Child care advocates rallied in Raleigh over the summer to support daycare centers. (Photo: Greg Childress)
Gov. Roy Cooper announced Wednesday that the N.C. Department of Health and Human Services will release $67.5 million in stopgap funding this week to help stabilize North Carolina’s early childhood education and child care centers.
The money is the last scheduled payment of Child Care Stabilization Grants, which were initiated in 2021 to keep child care centers open and to improve early childhood teacher pay.
Gov. Roy Cooper (Photo: Office of the Governor)
“North Carolina relies on high-quality early childhood education and child care to support children’s healthy development and learning, allow parents to work and keep businesses running,” Cooper said in a press release. “But these programs are now in crisis and we need the legislature to step up and make real investments before more child care centers close, more early childhood educators quit and programs become unaffordable for too many parents.”
The federal government poured $1.3 billion into North Carolina during the pandemic to help keep child care facilities open. The grants, which were funded by the 2021 federal American Rescue Plan, ran out in June.

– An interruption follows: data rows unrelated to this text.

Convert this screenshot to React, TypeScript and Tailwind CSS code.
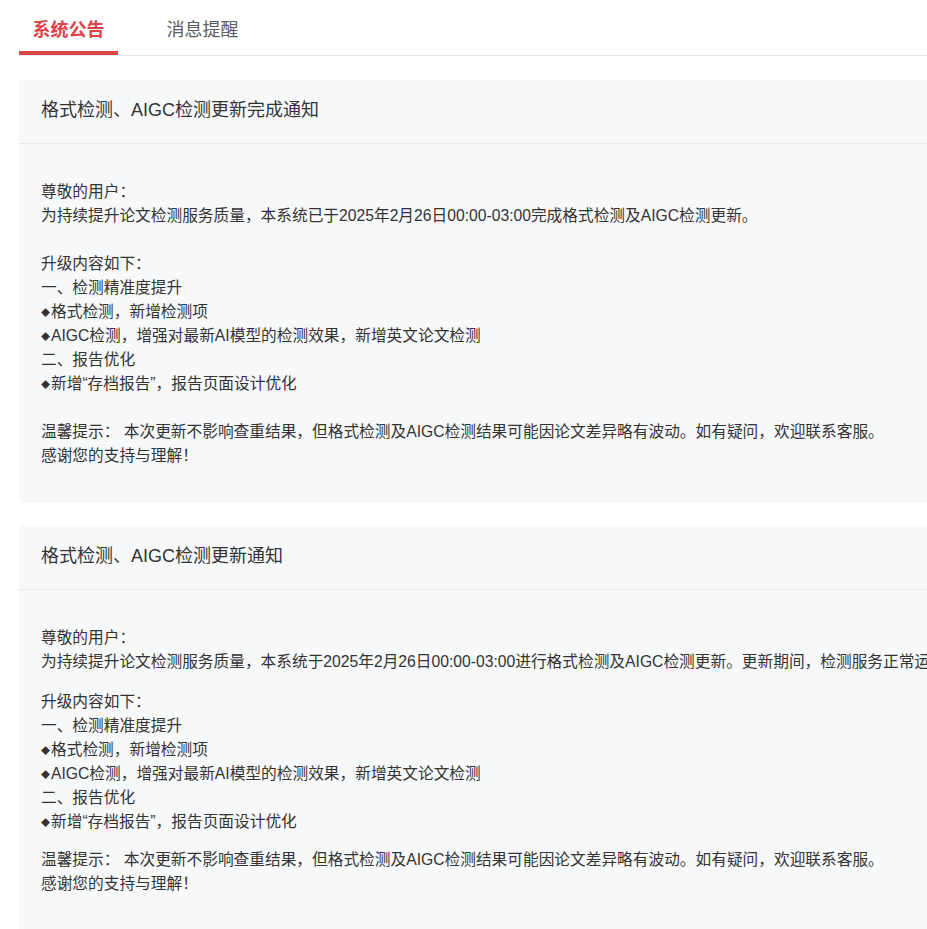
import { useState } from 'react'

// ============================================
// DATA
// ============================================

type Notice = {
  title: string
  greeting: string
  intro: string
  items: string[]
  tip: string
  thanks: string
  spacing: 'blank' | 'margin'
}

const upgradeItems = [
  '升级内容如下：',
  '一、检测精准度提升',
  '◆格式检测，新增检测项',
  '◆AIGC检测，增强对最新AI模型的检测效果，新增英文论文检测',
  '二、报告优化',
  '◆新增“存档报告”，报告页面设计优化',
]

const tipText = '温馨提示： 本次更新不影响查重结果，但格式检测及AIGC检测结果可能因论文差异略有波动。如有疑问，欢迎联系客服。'

const notices: Notice[] = [
  {
    title: '格式检测、AIGC检测更新完成通知',
    greeting: '尊敬的用户：',
    intro: '为持续提升论文检测服务质量，本系统已于2025年2月26日00:00-03:00完成格式检测及AIGC检测更新。',
    items: upgradeItems,
    tip: tipText,
    thanks: '感谢您的支持与理解！',
    spacing: 'blank',
  },
  {
    title: '格式检测、AIGC检测更新通知',
    greeting: '尊敬的用户：',
    intro: '为持续提升论文检测服务质量，本系统于2025年2月26日00:00-03:00进行格式检测及AIGC检测更新。更新期间，检测服务正常运行，不影响您的使用。',
    items: upgradeItems,
    tip: tipText,
    thanks: '感谢您的支持与理解！',
    spacing: 'margin',
  },
]

const tabs = ['系统公告', '消息提醒']

// ============================================
// COMPONENTS
// ============================================

function Line({ text }: { text: string }) {
  // small diamond bullet, like the original page renders it
  if (text.startsWith('◆')) {
    return (
      <p className="h-6">
        <span className="mr-[1px] align-[1px] text-[9px] leading-[0]">◆</span>
        {text.slice(1)}
      </p>
    )
  }
  return <p>{text}</p>
}

function NoticeCard({ notice }: { notice: Notice }) {
  const blank = notice.spacing === 'blank'
  return (
    <div className="rounded bg-[#f7f8fa]">
      <div className="h-[64px] border-b border-[#e6e8eb] px-[22px] pt-[18px]">
        <h3 className="text-[18px] leading-6 text-[#333333]">{notice.title}</h3>
      </div>
      <div className="px-[22px] pt-[36px] pb-[35px] text-[15.7px] leading-6 text-[#333333] whitespace-nowrap">
        <p>{notice.greeting}</p>
        <p>{notice.intro}</p>
        {blank ? <p>&nbsp;</p> : null}
        <div className={blank ? '' : 'mt-4'}>
          {notice.items.map((line) => (
            <Line key={line} text={line} />
          ))}
        </div>
        {blank ? <p>&nbsp;</p> : null}
        <div className={blank ? '' : 'mt-[14px]'}>
          <p>{notice.tip}</p>
          <p>{notice.thanks}</p>
        </div>
      </div>
    </div>
  )
}

export default function App() {
  const [active, setActive] = useState(0)

  return (
    <div
      className="min-h-screen w-full overflow-hidden bg-white"
      style={{ fontFamily: '"Liberation Sans", "Noto Sans CJK SC", sans-serif' }}
    >
      <div className="ml-[19px] w-[1200px]">
        {/* Tabs */}
        <div className="flex gap-[35px] border-b border-[#e4e7ed]">
          {tabs.map((tab, i) => (
            <button
              key={tab}
              onClick={() => setActive(i)}
              className={`relative h-[55px] w-[99px] pt-[5px] text-center text-[18px] leading-6 ${
                active === i ? 'font-bold text-[#dc4347]' : 'text-[#585e69]'
              }`}
            >
              {tab}
              {active === i && <span className="absolute bottom-0 left-0 h-[4px] w-full bg-[#dc4347]" />}
            </button>
          ))}
        </div>

        {/* Notices */}
        <div className="mt-[24px] flex flex-col gap-[23px]">
          {notices.map((n) => (
            <NoticeCard key={n.title} notice={n} />
          ))}
        </div>
      </div>
    </div>
  )
}
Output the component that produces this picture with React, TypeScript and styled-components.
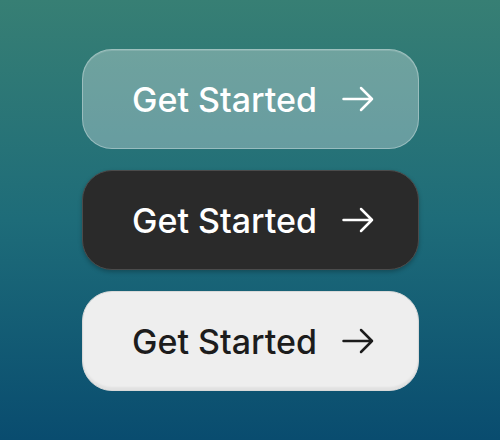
import { createGlobalStyle, styled } from "styled-components";

type Variant = "glass" | "dark" | "light";

const GlobalStyle = createGlobalStyle`
  html, body {
    margin: 0;
    padding: 0;
  }
  #root {
    width: 500px;
    height: 440px;
  }
`;

const variants = {
  glass: {
    bg: "rgba(255, 255, 255, 0.3)",
    border: "rgba(255, 255, 255, 0.32)",
    color: "#ffffff",
    shadow: "inset 0 1px 0 rgba(255, 255, 255, 0.15)",
  },
  dark: {
    bg: "#2a2a2a",
    border: "#4b4b4b",
    color: "#ffffff",
    shadow: "0 2px 4px rgba(0, 0, 0, 0.25)",
  },
  light: {
    bg: "#eeeeee",
    border: "#d9d9d9",
    color: "#1c1c1c",
    shadow: "inset 0 -3px 2px rgba(0, 0, 0, 0.05)",
  },
};

function ArrowIcon() {
  return (
    <svg width="32" height="26" viewBox="0 0 32 26" fill="none">
      <path
        d="M1.5 13H30M19 2L30 13L19 24"
        stroke="currentColor"
        strokeWidth="2.5"
        strokeLinecap="round"
        strokeLinejoin="round"
      />
    </svg>
  );
}

function App() {
  const list: Variant[] = ["glass", "dark", "light"];
  return (
    <>
      <GlobalStyle />
      <Page>
        {list.map((v) => (
          <StartButton key={v} $variant={v}>
            <Label>Get Started</Label>
            <ArrowIcon />
          </StartButton>
        ))}
      </Page>
    </>
  );
}

export default App;

const Page = styled.div`
  display: flex;
  flex-direction: column;
  align-items: center;
  justify-content: center;
  gap: 21px;
  width: 100%;
  height: 100%;
  background: linear-gradient(180deg, #377f74 0%, #1e6c79 50%, #094c6f 100%);
`;

const StartButton = styled.button<{ $variant: Variant }>`
  display: flex;
  align-items: center;
  justify-content: center;
  gap: 25px;
  box-sizing: border-box;
  width: 337px;
  height: 100px;
  padding: 0 0 0 6px;
  border-radius: 30px;
  border: 1.5px solid ${(p) => variants[p.$variant].border};
  background: ${(p) => variants[p.$variant].bg};
  color: ${(p) => variants[p.$variant].color};
  box-shadow: ${(p) => variants[p.$variant].shadow};
  cursor: pointer;
`;

const Label = styled.span`
  font-family: Inter, "Noto Sans", sans-serif;
  font-size: 34px;
  font-weight: 500;
  letter-spacing: 0;
`;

State child care advocates asked lawmakers for a $300 million emergency allocation to keep centers going. The Republican-led General Assembly provided the $67.5 million to continue the grants through Dec. 31.
Cooper noted that the grants currently support 3,763 early childhood education and child care facilities across the state. A recent statewide survey found that nearly a third of such centers are in danger of closing when funding runs out. Without additional money, childcare providers say they will lose teachers, have difficulty hiring and be forced to increase fees.
North Carolina has lost 116 childcare centers over the past year, according to Cooper’s press release.
Emma Biggs, a Charlotte daycare provider and child care advocate, joined hundreds of providers and other advoxates in Raleigh over the summer to demand lawmakers to replace the federal subsidy with state money. “Our teachers need a thriving wage, not a living wage, so they can go home and not have to work two or three jobs to take care of their families after taking care of everyone else’s,” Biggs told N.C. Newsline in June.
Biggs also shared that many teachers in private daycares work without health insurance or a retirement plan.
“I’ve been in this field for 27 years and I have neither one,” Biggs said. “Independent centers, we can’t afford to pay for retirement and health insurance.”